# Material
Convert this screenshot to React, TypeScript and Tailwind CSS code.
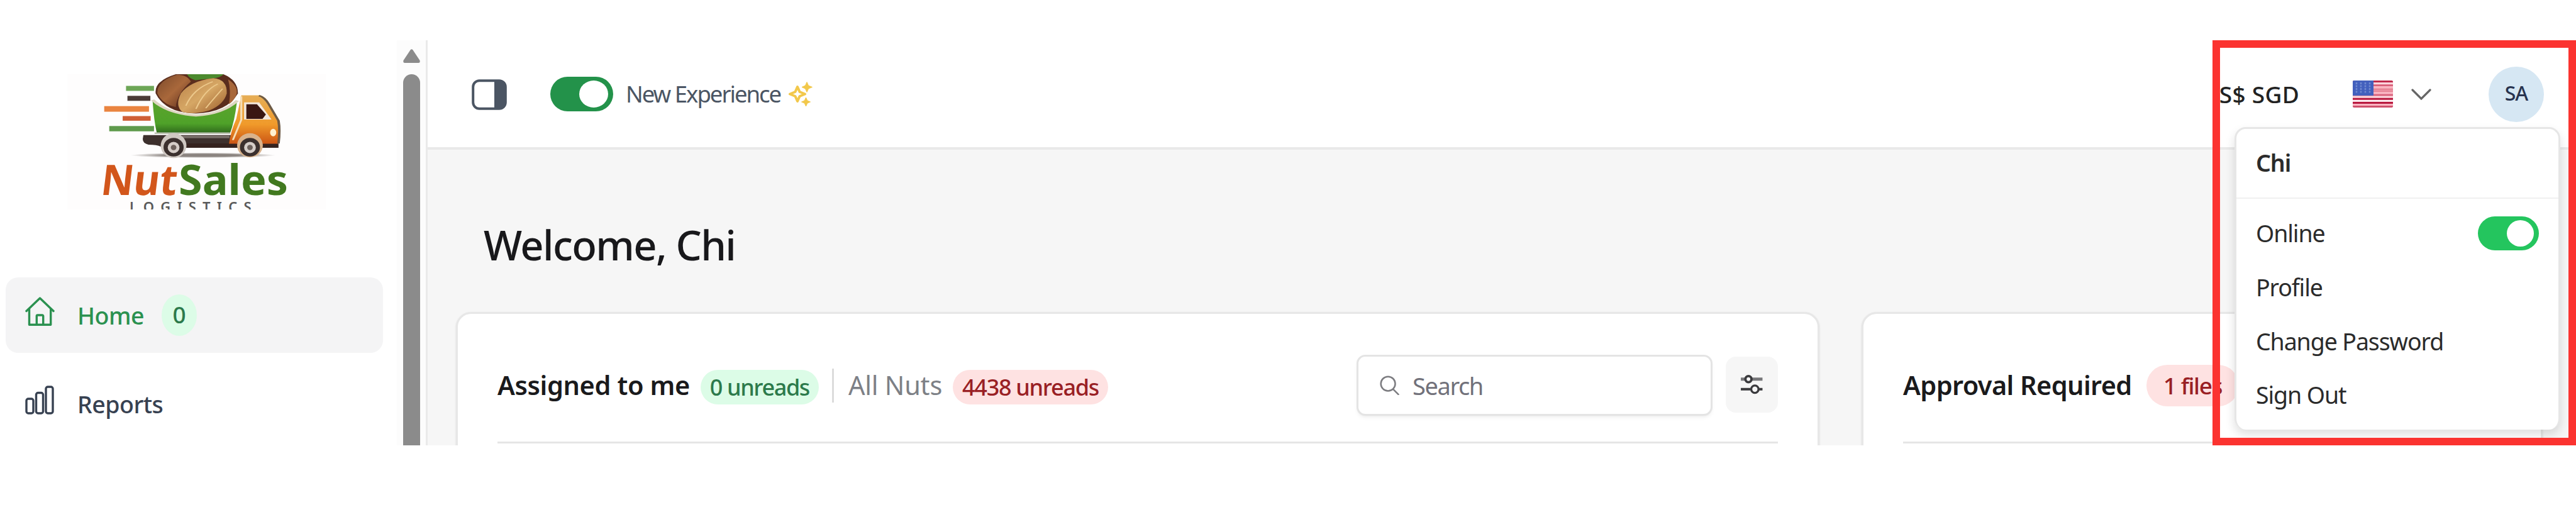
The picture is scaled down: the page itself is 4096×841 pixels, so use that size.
import React from 'react';

interface NavItem {
  label: string;
  icon: React.ReactNode;
  count?: number;
  active?: boolean;
}

function Logo() {
  return (
    <svg width="411" height="215" viewBox="0 0 411 215" className="block bg-[#fefdfd]">
      <defs>
        <linearGradient id="bucket" x1="0" y1="0" x2="0" y2="1">
          <stop offset="0.3" stopColor="#56a32b" />
          <stop offset="0.7" stopColor="#4fa229" />
          <stop offset="1" stopColor="#2f6a1c" />
        </linearGradient>
        <linearGradient id="cab" x1="0" y1="0" x2="0" y2="1">
          <stop offset="0" stopColor="#e6ae57" />
          <stop offset="0.6" stopColor="#f09a2a" />
          <stop offset="1" stopColor="#cc5514" />
        </linearGradient>
        <linearGradient id="almond" x1="0" y1="0" x2="1" y2="1">
          <stop offset="0" stopColor="#b98048" />
          <stop offset="0.5" stopColor="#d6a765" />
          <stop offset="1" stopColor="#9a5b2a" />
        </linearGradient>
        <linearGradient id="nut" x1="0" y1="0" x2="1" y2="1">
          <stop offset="0" stopColor="#7c4a2b" />
          <stop offset="0.5" stopColor="#a9683b" />
          <stop offset="1" stopColor="#5b2c1c" />
        </linearGradient>
        <radialGradient id="ground">
          <stop offset="0.5" stopColor="#8b8480" />
          <stop offset="1" stopColor="#fefdfd" />
        </radialGradient>
      </defs>

      <g transform="scale(.4448 .2473) translate(-240 -297)">
        <ellipse cx="725" cy="818" rx="260" ry="17" fill="url(#ground)" />
        {/* speed lines */}
        <rect x="450" y="372" width="100" height="32" fill="#6da656" />
        <rect x="455" y="436" width="82" height="32" fill="#4a3a36" />
        <rect x="372" y="502" width="160" height="36" fill="#ea8440" />
        <rect x="438" y="566" width="100" height="30" fill="#cf5f36" />
        <rect x="390" y="630" width="160" height="34" fill="#5f9a4c" />
        {/* chassis */}
        <path d="M512 688h330v80H580q-14-18-50-18-22-10-20-40z" fill="#3d302d" />
        <rect x="650" y="692" width="170" height="16" fill="#7a706a" />
        <rect x="650" y="742" width="345" height="28" fill="#35231f" />
        {/* bucket */}
        <path d="M545 470Q550 600 560 675H822Q838 600 846 480Q790 550 700 562Q600 552 545 470z" fill="url(#bucket)" />
        <path d="M552 676h270" stroke="#b9bfae" strokeWidth="10" />
        <path d="M628 297Q550 340 556 420Q590 545 700 550Q812 540 850 420Q850 335 798 297z" fill="#5a2d1d" />
        <path d="M632 300Q560 340 562 420Q580 490 628 508Q632 420 682 345Q668 300 632 300z" fill="url(#nut)" />
        <path d="M668 297h130q-8 22-38 26l-62 12q-22-10-30-38z" fill="#4c8a2e" />
        <path d="M815 330Q850 370 846 420Q840 460 818 490Q826 400 815 330z" fill="#a8673a" />
        <path d="M762 322Q680 340 646 420Q624 500 652 540Q690 560 748 530Q800 490 810 420Q812 330 762 322z" fill="url(#almond)" />
        <path d="M760 345Q690 390 664 500M778 360Q730 400 700 520M795 390Q770 440 735 515" fill="none" stroke="#edc98c" strokeWidth="5" />
        <path d="M545 462Q600 552 700 562Q796 552 848 466" fill="none" stroke="#ddd6c2" strokeWidth="13" />
        {/* cab */}
        <path d="M862 432h68q20 10 32 52l34 110q6 60-2 150H818q6-80 26-160z" fill="url(#cab)" />
        <path d="M925 434q20 10 34 52l36 110q6 60 0 146" fill="none" stroke="#6d5a46" strokeWidth="9" />
        <path d="M872 478h54l44 110h-98z" fill="#f3e8dc" />
        <path d="M880 490h38l32 66-12 28h-58z" fill="#3a1712" />
        <path d="M862 440v150l-30 130" fill="none" stroke="#f6ddb5" strokeWidth="7" />
        <ellipse cx="976" cy="672" rx="11" ry="24" fill="#fff1d0" />
        {/* wheels */}
        <ellipse cx="620" cy="756" rx="46" ry="80" fill="#cfc8c2" />
        <ellipse cx="893" cy="754" rx="46" ry="78" fill="#d9b28b" />
        <ellipse cx="620" cy="766" rx="36" ry="60" fill="#3b302e" />
        <ellipse cx="893" cy="766" rx="36" ry="60" fill="#3b302e" />
        <ellipse cx="620" cy="768" rx="21" ry="36" fill="#d5cdc8" />
        <ellipse cx="893" cy="768" rx="21" ry="36" fill="#d5cdc8" />
        <ellipse cx="620" cy="768" rx="10" ry="17" fill="#6d615c" />
        <ellipse cx="893" cy="768" rx="10" ry="17" fill="#6d615c" />
      </g>

      <text x="52" y="192" fontFamily="Noto Sans, sans-serif" fontWeight="700" fontSize="67" fill="#d2561b" textLength="121" lengthAdjust="spacingAndGlyphs" transform="skewX(-7) translate(23 0)">
        Nut
      </text>
      <text x="177" y="192" fontFamily="Noto Sans, sans-serif" fontWeight="700" fontSize="67" fill="#41791f" textLength="174" lengthAdjust="spacingAndGlyphs">
        Sales
      </text>
      <text x="99" y="219" fontFamily="Noto Sans, sans-serif" fontWeight="600" fontSize="22" letterSpacing="10.2" fill="#5a5a5a">
        LOGISTICS
      </text>
    </svg>
  );
}

function HomeIcon() {
  return (
    <svg width="47" height="46" viewBox="0 0 47 46" fill="none" stroke="currentColor" strokeWidth="3.4" strokeLinecap="round" strokeLinejoin="round">
      <path d="M2 22.5 23.5 2 45 22.5" />
      <path d="M6.5 19v25.3h34.2V19" />
      <path d="M18.3 44V30.5a1.5 1.5 0 0 1 1.5-1.5h7.4a1.5 1.5 0 0 1 1.5 1.5V44" />
    </svg>
  );
}

function ReportsIcon() {
  return (
    <svg width="47" height="46" viewBox="0 0 47 46" fill="none" stroke="currentColor" strokeWidth="3.4">
      <rect x="2" y="21" width="11" height="23" rx="3" />
      <rect x="17.5" y="11.5" width="11" height="32.5" rx="3" />
      <rect x="33" y="2" width="11" height="42" rx="3" />
    </svg>
  );
}

function PanelIcon() {
  return (
    <svg width="56" height="49" viewBox="0 0 56 49">
      <rect x="2.2" y="2.2" width="51.6" height="44.6" rx="10" fill="#fff" stroke="#4b5563" strokeWidth="4" />
      <path d="M36 1h9a10 10 0 0 1 10 10v27a10 10 0 0 1-10 10h-9z" fill="#4b5563" />
    </svg>
  );
}

function SparklesIcon() {
  return (
    <svg width="40" height="40" viewBox="0 0 40 39" fill="#f2c84b">
      <path d="M16 7.5 19.5 15.5 28 19 19.5 22.5 16 30.5 12.5 22.5 4 19 12.5 15.5z" fill="none" stroke="#f2c84b" strokeWidth="4" strokeLinejoin="round" />
      <path d="M31 0 33.5 5.5 39.5 8 33.5 10.5 31 16 28.5 10.5 23 8 28.5 5.5z" stroke="#f2c84b" strokeWidth="1" />
      <path d="M29.5 24.5 31.8 29.5 36.5 31.5 31.8 33.5 29.5 38.5 27.2 33.5 22.5 31.5 27.2 29.5z" stroke="#f2c84b" strokeWidth="1" />
    </svg>
  );
}

function SearchIcon() {
  return (
    <svg width="31" height="31" viewBox="0 0 32 32" fill="none" stroke="#7c7c80" strokeWidth="2.6" strokeLinecap="round">
      <circle cx="13.5" cy="13.5" r="11.8" />
      <path d="M22 22.5 30.5 31" />
    </svg>
  );
}

function SlidersIcon() {
  return (
    <svg width="35" height="32" viewBox="0 0 36 33" fill="none" stroke="#3a3a3d">
      <path d="M0 8h6.5M18 8h17.5" strokeWidth="5" stroke="#77777a" />
      <circle cx="12.5" cy="8" r="5" strokeWidth="4" />
      <path d="M0 24.5h15.5M30 24.5h5.5" strokeWidth="4" />
      <circle cx="23" cy="24.5" r="6" strokeWidth="3.4" />
    </svg>
  );
}

function FlagIcon() {
  const stripes = ['#c02a4c', '#fdd5dc', '#d9607a', '#fbb4c1', '#e88496', '#e88496', '#fbb4c1', '#d9607a', '#fdd5dc', '#b8173d', '#fff1f3', '#b8173d', '#fbb4c1', '#cf4f6a'];
  return (
    <svg width="64" height="43" viewBox="0 0 64 43" className="block">
      <clipPath id="flag">
        <rect width="64" height="43" rx="2" />
      </clipPath>
      <g clipPath="url(#flag)">
        {stripes.map((color, i) => (
          <rect key={i} y={i * 3.08} width="64" height="3.2" fill={color} />
        ))}
        <rect width="33" height="24" fill="#4360bd" />
        <path d="M6 3v18M13 3v18M20 3v18M27 3v18" stroke="#6f88d0" strokeWidth="2.5" strokeDasharray="3 1.5" />
      </g>
    </svg>
  );
}

const navItems: NavItem[] = [
  { label: 'Home', icon: <HomeIcon />, count: 0, active: true },
  { label: 'Reports', icon: <ReportsIcon /> },
];

function Sidebar() {
  return (
    <aside className="flex h-full w-[680px] shrink-0 border-r-[3px] border-[#eaeaea] bg-white">
      <div className="flex flex-1 flex-col pl-[9px]">
        <div className="ml-[98px] mt-[54px]">
          <Logo />
        </div>
        <nav className="mt-[108px] flex w-[600px] flex-col gap-[21px]">
          {navItems.map((item) => (
            <a
              key={item.label}
              className={`flex h-[120px] items-center rounded-[20px] pl-[31px] text-[37.5px] font-medium ${
                item.active ? 'bg-[#f4f4f5] text-[#2b9150]' : 'text-[#374151]'
              }`}
            >
              <span className="pb-[12px]">{item.icon}</span>
              <span className="ml-[36px] pt-[2px] tracking-[-0.5px]">{item.label}</span>
              {item.count !== undefined && (
                <span className="ml-[28px] flex h-[66px] w-[56px] items-center justify-center rounded-[50%] bg-[#dcfce7] pb-[3px] text-[37px] text-[#2c7a4b]">
                  {item.count}
                </span>
              )}
            </a>
          ))}
        </nav>
      </div>
      <div className="flex w-[46px] flex-col items-center bg-[#fcfcfc] pt-[14px]">
        <svg width="27" height="22" viewBox="0 0 27 22" fill="#8b8b8b">
          <path d="M11.5 1.5q2-2.5 4 0L26.5 18q1 4-2 4h-22q-3 0-2-4z" />
        </svg>
        <div className="mt-[18px] w-[27px] flex-1 rounded-t-[14px] bg-[#8b8b8b]" />
      </div>
    </aside>
  );
}

function Header() {
  return (
    <header className="flex h-[174px] shrink-0 items-center justify-between border-b-[4px] border-[#e9e9e9] bg-white pl-[70px] pr-[51px]">
      <div className="flex items-center">
        <span className="pt-[2px]">
          <PanelIcon />
        </span>
        <div className="ml-[69px] flex h-[55px] w-[100px] items-center justify-end rounded-full bg-[#23924a] pr-[8px]">
          <span className="h-[43px] w-[46px] rounded-[50%] bg-white" />
        </div>
        <span className="ml-[20px] pt-[1px] text-[36.5px] tracking-[-2px] text-[#4b5563]">New Experience</span>
        <span className="ml-[11px] pt-[1px]">
          <SparklesIcon />
        </span>
      </div>
      <div className="flex items-center pt-[1px]">
        <span className="text-[37px] font-medium tracking-[0.3px] text-[#222]">S$ SGD</span>
        <span className="ml-[85px] pb-[1px]">
          <FlagIcon />
        </span>
        <svg className="ml-[29px]" width="32" height="18" viewBox="0 0 32 18" fill="none" stroke="#666" strokeWidth="3.2" strokeLinecap="round">
          <path d="M2 2 16 16 30 2" />
        </svg>
        <span className="ml-[91px] flex h-[88px] w-[88px] items-center justify-center rounded-full bg-[#d6e7f3] pb-[3px] text-[32px] font-medium tracking-[-1px] text-[#28334f]">
          SA
        </span>
      </div>
    </header>
  );
}

function AssignedCard() {
  return (
    <section className="h-[300px] w-[2168px] shrink-0 rounded-[24px] border-[3px] border-[#e7e7e7] bg-white px-[63px] pt-[65px] shadow-sm">
      <div className="flex h-[97px] items-center justify-between">
        <div className="flex items-center whitespace-nowrap">
          <span className="text-[41.5px] font-semibold tracking-[-0.4px] text-[#1a1a1c]">Assigned to me</span>
          <span className="ml-[17px] mt-[6px] flex h-[55px] items-center rounded-full bg-[#dcfce7] px-[15px] text-[36px] font-medium tracking-[-1.4px] text-[#2c7a4b]">
            0 unreads
          </span>
          <span className="ml-[21px] h-[54px] w-[3px] bg-[#dcdcdc]" />
          <span className="ml-[23px] text-[41.5px] tracking-[-0.2px] text-[#7d8086]">All Nuts</span>
          <span className="ml-[17px] mt-[6px] flex h-[55px] items-center rounded-full bg-[#fee2e2] px-[15px] text-[36px] font-medium tracking-[-1.3px] text-[#992024]">
            4438 unreads
          </span>
        </div>
        <div className="flex items-center">
          <div className="flex h-[97px] w-[566px] items-center rounded-[14px] border-[3px] border-[#e4e4e4] bg-white pl-[34px] shadow-md shadow-black/5">
            <SearchIcon />
            <span className="ml-[21px] text-[38px] tracking-[-1.4px] text-[#71717a]">Search</span>
          </div>
          <div className="mb-[3px] ml-[21px] flex h-[89px] w-[83px] items-center justify-center rounded-[16px] bg-[#f6f6f6]">
            <SlidersIcon />
          </div>
        </div>
      </div>
      <div className="mt-[41px] h-[3px] bg-[#e5e5e5]" />
    </section>
  );
}

function ApprovalCard() {
  return (
    <section className="h-[300px] w-[1083px] shrink-0 rounded-[24px] border-[3px] border-[#e7e7e7] bg-white px-[63px] pt-[65px] shadow-sm">
      <div className="flex h-[97px] items-center whitespace-nowrap">
        <span className="text-[41.5px] font-semibold tracking-[-0.6px] text-[#1a1a1c]">Approval Required</span>
        <span className="ml-[23px] flex h-[66px] items-center rounded-full bg-[#fee2e2] px-[27px] text-[37px] font-medium tracking-[-1.4px] text-[#992024]">
          1 files
        </span>
      </div>
      <div className="mt-[41px] h-[3px] bg-[#e5e5e5]" />
    </section>
  );
}

function UserMenu() {
  const links = ['Profile', 'Change Password', 'Sign Out'];
  return (
    <div className="absolute left-[3553px] top-[138px] h-[481px] w-[518px] rounded-[18px] border-[3px] border-b-0 border-[#e6e6e6] bg-white text-[37.5px] tracking-[-1.1px] text-[#2b2b2b] shadow-[0_8px_16px_rgba(0,0,0,0.13)]">
      <div className="flex h-[111px] items-center border-b-2 border-[#f0f0f0] pb-[1px] pl-[31px] font-semibold">Chi</div>
      <div className="mt-[11px] flex h-[87px] items-center justify-between pl-[31px] pr-[31px]">
        <span>Online</span>
        <div className="flex h-[54px] w-[97px] items-center justify-end rounded-full bg-[#24c55e] pr-[8px]">
          <span className="h-[42px] w-[43px] rounded-[50%] bg-white" />
        </div>
      </div>
      {links.map((link) => (
        <div key={link} className="flex h-[85.5px] items-center pl-[31px]">
          {link}
        </div>
      ))}
    </div>
  );
}

export default function App() {
  return (
    <div className="h-[841px] w-[4096px] overflow-hidden bg-white pt-[64px] font-['Noto_Sans',sans-serif] leading-none">
      <div className="relative flex h-[644px] overflow-hidden">
        <Sidebar />
        <main className="flex flex-1 flex-col bg-[#f6f6f6]">
          <Header />
          <h1 className="ml-[89px] mt-[111px] text-[65px] font-medium leading-[80px] tracking-[-1.6px] text-[#18181b]">Welcome, Chi</h1>
          <div className="ml-[45px] mt-[67px] flex gap-[67px]">
            <AssignedCard />
            <ApprovalCard />
          </div>
        </main>
        <UserMenu />
        {/* highlight frame around the account area */}
        <div className="absolute bottom-0 right-0 h-[644px] w-[578px] border-[12.5px] border-[#fb3330]" />
      </div>
    </div>
  );
}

# Aim
From the listing above, collect each line in which the string "React" appears.

# Response
Convert this screenshot to React, TypeScript and Tailwind CSS code.
import React from 'react';
  icon: React.ReactNode;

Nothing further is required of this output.